Был у нас ещё один инструктор служебных собак Бодров, он был моложе Афонина на год. Однажды у него произошло ЧП – пропал пистолет, который находился на псарне. В тот день я спал после ночного наряда, а Иван Панин был в тревожной группе и участвовал в поисках пистолета. Сначала обошли все помещения на заставе, не запиравшиеся на замок – безрезультатно. Тогда начальник дал команду использовать в поиске розыскную собаку. Бодров дал понюхать своей собаке внутри кобуры, которая, в отличие от пистолета, осталась лежать на своём месте (при этом она была застёгнута, как будто внутри неё лежал пистолет). Пошли с собакой вокруг заставы и всех строений, заходя в незакрытые помещения. Наконец, решили зайти в казарму. Собака сделала лишь несколько шагов по веранде, остановилась и начала, поскуливая, скрести лапами деревянный пол. Обследовав половые доски, обнаружили, что одна из них как будто совсем недавно прибита, при этом не очень крепко. Принесли топор и гвоздодёр, выдернули гвозди, убрали доску, и под ней нашли пистолет, смазанный оружейной смазкой и аккуратно завёрнутый в тряпку. Теперь оставалось найти вора. Начальник приказал поднять всех, кто спал, и выстроить в одну шеренгу. В строй поставили также повара, старшину, каптенармуса, дежуривших связистов. К ним присоединились участвовавшие в поиске военнослужащие. Собаке дали понюхать тряпочку и пистолет, затем дважды провели её вдоль строя. Однако ни на кого внимания она не обратила.

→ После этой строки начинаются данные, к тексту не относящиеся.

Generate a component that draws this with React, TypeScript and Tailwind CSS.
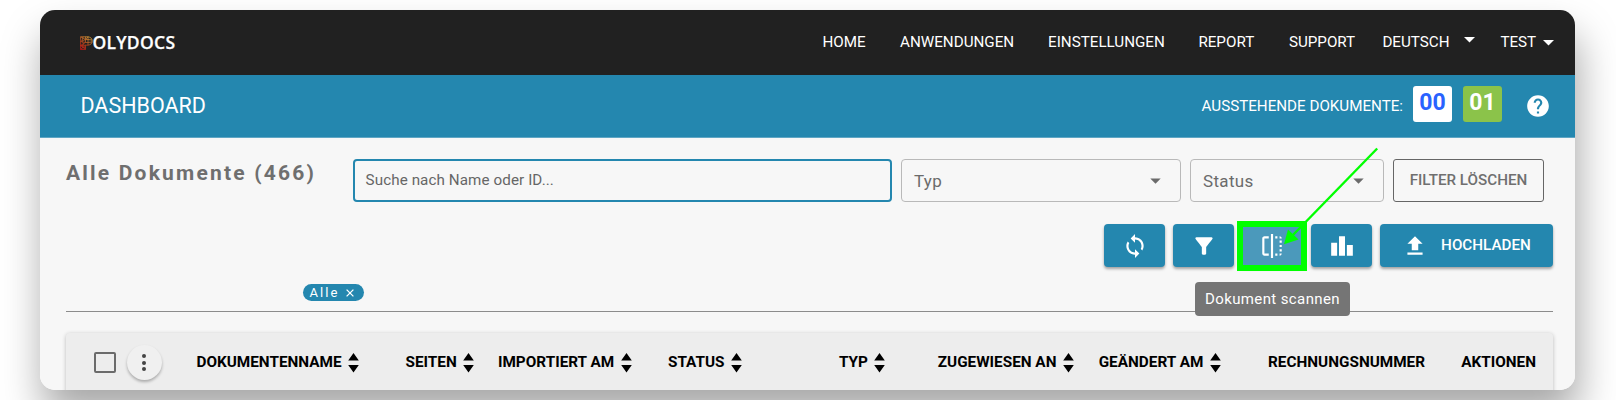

Оставалось думать на тех, кто в это время был в наряде. Почему-то подозрение пало на грузина Серадзе из Кутаиси. Когда он вернулся из наряда и раздевался, незаметно подвели к нему собаку, и та его сразу «узнала». После этого начальник заставы привёл Серадзе в свой кабинет и больше часа «вправлял ему мозги». В общем, после всего этого картина вырисовывалась следующая. Бодров ходил в наряд с автоматом, оставляя пистолет в вольере псарни. Вот тут-то Серадзе его и приметил, решив при случае присвоить, а затем передать на гражданку через кочевников. Он был вхож в псарню, поскольку сам имел сторожевую служебную собаку, которую кормил и за которой ухаживал, а иногда, по необходимости, ходил с ней в наряд.